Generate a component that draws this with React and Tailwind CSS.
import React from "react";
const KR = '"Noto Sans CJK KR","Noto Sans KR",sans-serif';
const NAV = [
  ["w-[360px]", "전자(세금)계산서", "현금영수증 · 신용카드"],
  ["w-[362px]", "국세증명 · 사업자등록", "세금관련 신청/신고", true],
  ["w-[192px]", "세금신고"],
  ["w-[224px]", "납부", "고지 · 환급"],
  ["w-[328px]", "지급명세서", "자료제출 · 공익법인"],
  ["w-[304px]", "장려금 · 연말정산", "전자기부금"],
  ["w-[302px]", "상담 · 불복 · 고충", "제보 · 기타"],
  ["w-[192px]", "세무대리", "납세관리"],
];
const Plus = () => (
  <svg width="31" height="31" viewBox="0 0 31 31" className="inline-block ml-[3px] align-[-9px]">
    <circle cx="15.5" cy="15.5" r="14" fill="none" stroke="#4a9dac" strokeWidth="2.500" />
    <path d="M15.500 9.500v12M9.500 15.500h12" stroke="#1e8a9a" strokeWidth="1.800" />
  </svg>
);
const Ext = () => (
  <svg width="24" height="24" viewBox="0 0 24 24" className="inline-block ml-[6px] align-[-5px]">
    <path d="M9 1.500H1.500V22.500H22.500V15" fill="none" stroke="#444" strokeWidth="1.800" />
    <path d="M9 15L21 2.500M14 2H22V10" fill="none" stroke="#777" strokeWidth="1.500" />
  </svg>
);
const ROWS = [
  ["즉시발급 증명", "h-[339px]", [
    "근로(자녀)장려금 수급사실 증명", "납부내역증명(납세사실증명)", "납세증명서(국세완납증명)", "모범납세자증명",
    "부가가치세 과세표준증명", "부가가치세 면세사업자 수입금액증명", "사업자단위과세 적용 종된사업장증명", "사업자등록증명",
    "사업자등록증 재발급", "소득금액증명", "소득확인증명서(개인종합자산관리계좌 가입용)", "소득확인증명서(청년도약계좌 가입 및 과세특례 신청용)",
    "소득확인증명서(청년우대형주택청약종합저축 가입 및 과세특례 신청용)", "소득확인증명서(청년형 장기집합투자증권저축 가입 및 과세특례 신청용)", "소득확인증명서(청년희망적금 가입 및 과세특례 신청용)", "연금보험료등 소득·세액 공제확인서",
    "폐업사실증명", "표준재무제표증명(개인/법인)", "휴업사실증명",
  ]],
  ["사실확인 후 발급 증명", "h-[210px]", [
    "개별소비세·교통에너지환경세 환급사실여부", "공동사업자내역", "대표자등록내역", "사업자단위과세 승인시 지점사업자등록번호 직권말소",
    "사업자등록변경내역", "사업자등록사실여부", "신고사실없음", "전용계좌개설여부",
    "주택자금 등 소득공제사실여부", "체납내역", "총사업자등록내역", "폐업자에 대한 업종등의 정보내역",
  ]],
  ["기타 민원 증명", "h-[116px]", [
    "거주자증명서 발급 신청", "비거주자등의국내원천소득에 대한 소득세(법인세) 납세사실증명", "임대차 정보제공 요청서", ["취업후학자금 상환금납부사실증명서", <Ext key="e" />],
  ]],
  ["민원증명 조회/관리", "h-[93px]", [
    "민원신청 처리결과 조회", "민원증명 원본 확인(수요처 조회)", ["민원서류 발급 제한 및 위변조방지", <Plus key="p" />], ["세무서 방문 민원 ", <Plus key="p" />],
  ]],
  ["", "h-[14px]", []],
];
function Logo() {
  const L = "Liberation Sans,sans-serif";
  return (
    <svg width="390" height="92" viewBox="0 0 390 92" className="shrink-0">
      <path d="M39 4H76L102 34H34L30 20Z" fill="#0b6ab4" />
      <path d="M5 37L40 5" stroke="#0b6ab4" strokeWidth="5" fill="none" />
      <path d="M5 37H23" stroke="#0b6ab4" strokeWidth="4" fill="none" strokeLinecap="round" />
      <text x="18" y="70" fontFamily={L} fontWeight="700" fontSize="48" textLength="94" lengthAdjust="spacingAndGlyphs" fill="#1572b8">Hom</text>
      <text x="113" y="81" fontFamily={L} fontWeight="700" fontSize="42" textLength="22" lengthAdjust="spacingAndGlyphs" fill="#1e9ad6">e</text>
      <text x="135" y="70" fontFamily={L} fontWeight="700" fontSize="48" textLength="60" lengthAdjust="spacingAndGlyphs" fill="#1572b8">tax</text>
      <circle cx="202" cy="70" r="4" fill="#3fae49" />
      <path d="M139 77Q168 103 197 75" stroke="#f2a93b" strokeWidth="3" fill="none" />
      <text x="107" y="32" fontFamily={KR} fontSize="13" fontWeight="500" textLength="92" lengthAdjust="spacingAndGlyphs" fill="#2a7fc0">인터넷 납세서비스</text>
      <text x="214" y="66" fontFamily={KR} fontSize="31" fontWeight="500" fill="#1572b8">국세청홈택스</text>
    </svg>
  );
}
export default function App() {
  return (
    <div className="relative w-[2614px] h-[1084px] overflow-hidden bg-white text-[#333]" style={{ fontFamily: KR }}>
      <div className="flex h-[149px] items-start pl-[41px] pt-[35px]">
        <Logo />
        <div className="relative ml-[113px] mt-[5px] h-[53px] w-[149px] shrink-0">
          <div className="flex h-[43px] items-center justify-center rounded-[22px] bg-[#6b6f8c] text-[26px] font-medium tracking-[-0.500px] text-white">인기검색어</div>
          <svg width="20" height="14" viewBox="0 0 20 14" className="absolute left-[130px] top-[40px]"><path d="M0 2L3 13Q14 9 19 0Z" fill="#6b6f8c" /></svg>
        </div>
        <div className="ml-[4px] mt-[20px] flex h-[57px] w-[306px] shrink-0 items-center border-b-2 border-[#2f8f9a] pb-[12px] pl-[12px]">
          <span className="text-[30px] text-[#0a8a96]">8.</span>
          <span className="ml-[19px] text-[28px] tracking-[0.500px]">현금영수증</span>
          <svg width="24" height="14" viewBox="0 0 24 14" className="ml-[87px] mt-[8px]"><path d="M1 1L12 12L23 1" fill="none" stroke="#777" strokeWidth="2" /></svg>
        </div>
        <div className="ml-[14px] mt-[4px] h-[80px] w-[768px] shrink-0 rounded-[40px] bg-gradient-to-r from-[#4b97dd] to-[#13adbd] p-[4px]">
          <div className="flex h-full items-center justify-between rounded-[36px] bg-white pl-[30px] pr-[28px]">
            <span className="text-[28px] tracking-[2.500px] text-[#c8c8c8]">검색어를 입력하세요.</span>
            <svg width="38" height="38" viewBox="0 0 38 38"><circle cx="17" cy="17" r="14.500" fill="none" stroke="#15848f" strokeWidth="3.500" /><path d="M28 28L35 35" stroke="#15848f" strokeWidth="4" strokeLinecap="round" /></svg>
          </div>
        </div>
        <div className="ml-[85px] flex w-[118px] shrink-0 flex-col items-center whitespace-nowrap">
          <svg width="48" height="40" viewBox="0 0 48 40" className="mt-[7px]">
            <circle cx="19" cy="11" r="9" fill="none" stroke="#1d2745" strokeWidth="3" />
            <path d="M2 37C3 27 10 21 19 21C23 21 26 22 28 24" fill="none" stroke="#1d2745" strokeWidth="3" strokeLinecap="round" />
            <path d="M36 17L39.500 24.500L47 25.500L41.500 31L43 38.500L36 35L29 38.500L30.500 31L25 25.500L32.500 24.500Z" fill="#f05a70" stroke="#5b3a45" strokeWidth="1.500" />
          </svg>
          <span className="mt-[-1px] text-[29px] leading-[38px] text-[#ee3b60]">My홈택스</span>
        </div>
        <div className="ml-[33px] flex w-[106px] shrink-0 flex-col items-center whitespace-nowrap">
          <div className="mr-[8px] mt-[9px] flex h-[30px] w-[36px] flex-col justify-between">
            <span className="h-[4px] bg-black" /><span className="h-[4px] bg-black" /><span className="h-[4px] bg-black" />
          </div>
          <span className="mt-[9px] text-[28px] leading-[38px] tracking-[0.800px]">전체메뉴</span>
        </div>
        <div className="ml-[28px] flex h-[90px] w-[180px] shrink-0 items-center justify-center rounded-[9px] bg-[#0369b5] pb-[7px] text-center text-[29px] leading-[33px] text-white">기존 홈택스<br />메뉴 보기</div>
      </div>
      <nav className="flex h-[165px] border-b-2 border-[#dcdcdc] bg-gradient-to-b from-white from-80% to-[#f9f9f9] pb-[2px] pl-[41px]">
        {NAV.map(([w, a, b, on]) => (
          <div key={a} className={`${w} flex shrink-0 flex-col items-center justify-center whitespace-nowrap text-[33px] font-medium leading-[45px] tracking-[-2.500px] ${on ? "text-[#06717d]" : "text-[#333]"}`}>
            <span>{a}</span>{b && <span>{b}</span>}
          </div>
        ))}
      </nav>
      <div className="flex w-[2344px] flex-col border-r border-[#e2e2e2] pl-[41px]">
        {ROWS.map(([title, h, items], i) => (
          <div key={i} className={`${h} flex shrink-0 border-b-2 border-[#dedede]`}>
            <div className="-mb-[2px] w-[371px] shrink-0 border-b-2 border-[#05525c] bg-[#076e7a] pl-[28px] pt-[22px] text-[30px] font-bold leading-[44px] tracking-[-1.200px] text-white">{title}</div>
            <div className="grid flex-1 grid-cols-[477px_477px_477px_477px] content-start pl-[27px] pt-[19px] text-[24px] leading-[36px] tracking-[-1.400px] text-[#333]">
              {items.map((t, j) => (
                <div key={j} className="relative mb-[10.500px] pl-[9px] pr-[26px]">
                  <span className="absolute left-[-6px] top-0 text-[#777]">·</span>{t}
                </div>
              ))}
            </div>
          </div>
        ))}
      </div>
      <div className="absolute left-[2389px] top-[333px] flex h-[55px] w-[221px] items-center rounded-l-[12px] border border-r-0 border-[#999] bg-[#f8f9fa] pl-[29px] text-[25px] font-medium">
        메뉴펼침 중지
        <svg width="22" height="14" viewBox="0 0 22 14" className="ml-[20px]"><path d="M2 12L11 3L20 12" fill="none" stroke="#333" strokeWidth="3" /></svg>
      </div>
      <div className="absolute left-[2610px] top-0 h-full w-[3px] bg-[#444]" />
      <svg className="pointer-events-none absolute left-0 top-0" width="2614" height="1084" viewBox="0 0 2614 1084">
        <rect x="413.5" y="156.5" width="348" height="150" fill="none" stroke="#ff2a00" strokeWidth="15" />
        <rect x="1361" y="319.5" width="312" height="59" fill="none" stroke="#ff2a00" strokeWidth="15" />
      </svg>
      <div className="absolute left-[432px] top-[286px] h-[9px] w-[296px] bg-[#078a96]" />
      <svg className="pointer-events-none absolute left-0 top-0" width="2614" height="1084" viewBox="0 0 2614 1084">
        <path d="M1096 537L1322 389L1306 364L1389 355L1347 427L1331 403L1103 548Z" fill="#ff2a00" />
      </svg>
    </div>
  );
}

........

Problem requirements:
From the material above, gather all lines that include the string "React" and copy them.

Full answer:
Generate a component that draws this with React and Tailwind CSS.
import React from "react";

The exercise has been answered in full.